Color blindness affects approximately 8% of men and 1 in 200 women in the world.
On a rubik's cube or speedcube, the most common confused colors are orange and green (sometimes red). For a colorblind person these colors look a little grey and can be difficult to distinguish if the contrast is not sufficient.
There are many types and degrees of colorblindness, therefore the impact for each individual is different.
For colorblind solvers, we generally recommend cubes with a darker green. Ultimately though, because there are so many degrees we find that is sometimes takes a bit of trail and error to find the cube that a colorblind solver is comfortable with.

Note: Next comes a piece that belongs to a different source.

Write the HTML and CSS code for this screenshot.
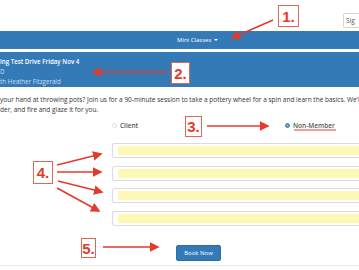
FILE: index.html
```html
<!DOCTYPE html>
<html lang="en">
<head>
    <meta charset="UTF-8">
    <meta name="viewport" content="width=device-width, initial-scale=1.0">
    <title>Mini Classes - Booking</title>
    <link rel="stylesheet" href="styles.css">
</head>
<body>
    <div class="page">
        <header class="topbar">
            <button class="btn-sign" type="button">Sig</button>
        </header>

        <nav class="navbar">
            <span class="nav-item">Mini Classes <span class="caret"></span></span>
        </nav>

        <div class="panel-heading">
            <div class="class-title">ing Test Drive Friday Nov 4</div>
            <div class="class-meta">D</div>
            <div class="class-meta">th Heather Fitzgerald</div>
        </div>

        <p class="class-desc">
            <span class="line">your hand at throwing pots? Join us for a 90-minute session to take a pottery wheel for a spin and learn the basics. We'll</span>
            <span class="line">der, and fire and glaze it for you.</span>
        </p>

        <form class="booking">
            <div class="radios">
                <label class="radio"><span class="radio-dot"></span>Client</label>
                <label class="radio"><span class="radio-dot checked"></span><span class="marked">Non-Member</span></label>
            </div>
            <input class="field" type="text">
            <input class="field" type="text">
            <input class="field" type="text">
            <input class="field" type="email">
            <div class="actions">
                <button class="btn-book" type="button">Book Now</button>
            </div>
        </form>

        <div class="rule"></div>

        <!-- annotation overlay -->
        <div class="note note-1">1.</div>
        <div class="note note-2">2.</div>
        <div class="note note-3">3.</div>
        <div class="note note-4">4.</div>
        <div class="note note-5">5.</div>
        <svg class="arrows" width="359" height="270" viewBox="0 0 359 270">
            <defs>
                <marker id="head" markerWidth="6" markerHeight="6" refX="5" refY="3" orient="auto" markerUnits="strokeWidth">
                    <path d="M0,0 L6,3 L0,6 Z" fill="#e43a2a"/>
                </marker>
            </defs>
            <g stroke="#e43a2a" stroke-width="1.6" fill="none">
                <line x1="273" y1="20" x2="232" y2="38" marker-end="url(#head)"/>
                <line x1="168" y1="72" x2="93" y2="72" marker-end="url(#head)"/>
                <line x1="207" y1="126" x2="268" y2="126" marker-end="url(#head)"/>
                <line x1="57" y1="165" x2="101" y2="154" marker-end="url(#head)"/>
                <line x1="57" y1="172" x2="101" y2="172" marker-end="url(#head)"/>
                <line x1="58" y1="181" x2="102" y2="192" marker-end="url(#head)"/>
                <line x1="57" y1="188" x2="99" y2="211" marker-end="url(#head)"/>
                <line x1="103" y1="247" x2="158" y2="247" marker-end="url(#head)"/>
                <line x1="294" y1="130" x2="336" y2="130" stroke-width="1"/>
            </g>
        </svg>
    </div>
</body>
</html>
```

FILE: styles.css
```css
:root {
    --brand: #337ab7;
    --text: #333333;
    --muted: #cfdff0;
    --border: #dcdcdc;
    --autofill: #fdf8b6;
    --mark: #e43a2a;
}

* {
    box-sizing: border-box;
    margin: 0;
    padding: 0;
}

body {
    font-family: 'Open Sans', 'Liberation Sans', sans-serif;
    color: var(--text);
    background: #fff;
}

.page {
    position: relative;
    width: 359px;
    height: 270px;
    overflow: hidden;
}

.topbar {
    height: 31px;
    padding: 6px 0 0 343px;
}

.btn-sign {
    width: 16px;
    height: 15px;
    border: 1px solid #d6d6d6;
    border-right: none;
    border-radius: 2px 0 0 2px;
    background: #fff;
    font-family: inherit;
    font-size: 6.5px;
    color: #555;
    text-align: left;
    padding-left: 2px;
    white-space: nowrap;
}

.navbar {
    height: 18px;
    background: var(--brand);
    padding-left: 177px;
    display: flex;
    align-items: center;
}

.nav-item {
    color: #fff;
    font-size: 6px;
    white-space: nowrap;
}

.caret {
    display: inline-block;
    width: 0;
    height: 0;
    margin-left: 1px;
    vertical-align: middle;
    border-top: 2px solid #fff;
    border-left: 2px solid transparent;
    border-right: 2px solid transparent;
}

.panel-heading {
    margin-top: 3px;
    height: 35px;
    background: var(--brand);
    padding-top: 5px;
    font-size: 6.2px;
    line-height: 10px;
    white-space: nowrap;
}

.class-title {
    color: #fff;
    font-weight: 600;
}

.class-meta {
    color: var(--muted);
}

.class-desc {
    margin-top: 8px;
    font-size: 6.5px;
    line-height: 10px;
    white-space: nowrap;
}

.class-desc .line {
    display: block;
}

.booking {
    padding-left: 112px;
}

.radios {
    margin-top: 5px;
    display: grid;
    grid-template-columns: 173px 1fr;
    height: 10px;
    font-size: 6.5px;
    font-weight: 600;
    color: #555;
}

.radio {
    display: flex;
    align-items: center;
    gap: 3px;
}

.radio-dot {
    width: 5px;
    height: 5px;
    border-radius: 50%;
    border: 1px solid #ddd;
    background: #fff;
}

.radio-dot.checked {
    border: 1.5px solid var(--brand);
    background: #fff;
    box-shadow: inset 0 0 0 1px var(--brand);
}

.field {
    display: block;
    width: 260px;
    height: 15px;
    margin-top: 7.5px;
    border: 1px solid var(--border);
    border-radius: 2px;
    padding: 2px 0 2px 5px;
    background-color: var(--autofill);
    background-clip: content-box;
}

.radios + .field {
    margin-top: 13px;
}

.actions {
    margin-top: 12.5px;
    padding-left: 64px;
}

.btn-book {
    width: 45px;
    height: 16px;
    border: 1px solid #2e6da4;
    border-radius: 2px;
    background: var(--brand);
    color: #fff;
    font-family: inherit;
    font-size: 6px;
}

.rule {
    margin-top: 4px;
    height: 1px;
    background: #e8e8e8;
}

/* annotation overlay */
.note {
    position: absolute;
    border: 1.5px solid #e06756;
    background: #fff;
    color: var(--mark);
    font-family: 'Liberation Sans', Arial, sans-serif;
    font-weight: bold;
    font-size: 15px;
    line-height: 1;
    display: flex;
    align-items: center;
    justify-content: center;
}

.note-1 { left: 278px; top: 5px;   width: 21px; height: 22px; }
.note-2 { left: 171px; top: 62px;  width: 19px; height: 22px; }
.note-3 { left: 185px; top: 116px; width: 17px; height: 21px; }
.note-4 { left: 33px;  top: 161px; width: 20px; height: 23px; }
.note-5 { left: 81px;  top: 238px; width: 15px; height: 20px; }

.arrows {
    position: absolute;
    left: 0;
    top: 0;
}
```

The picture below shows the orange green colors on some of our popular 3x3 cubes. Please use this to check with one has the best contrast for you.
5 comments
Sion Hughes
I’m not technically colourblind but retail damage means I struggle with yellow/white. So much so that I have to Sharpie Xs onto the white squares.
EL
I also have decreased color sensitivity. The yellow/white, yellow/orange and orange/red are the ones that give me the most issues, so I use stickered cubes. White becomes black, orange becomes purple and red becomes pink. The yellow and green I use are both vibrant enough that it’s helped me differentiate them.
DM
For me I commonly struggle with the orange and yellow on my cubes.
James Shirley
Just wanted to say thank you for your article. Some of the cubes have a great deal more contrast than other for me.
P.M.
As a partially colourblind solver, I find that a dark green as my green face is much better for recognition, though in my case it’s the yellow that I confuse it most with. For this reason too, I much prefer stickered cubes than stickerless, as the stickerless ones I’ve seen/have make the green and yellow very similar.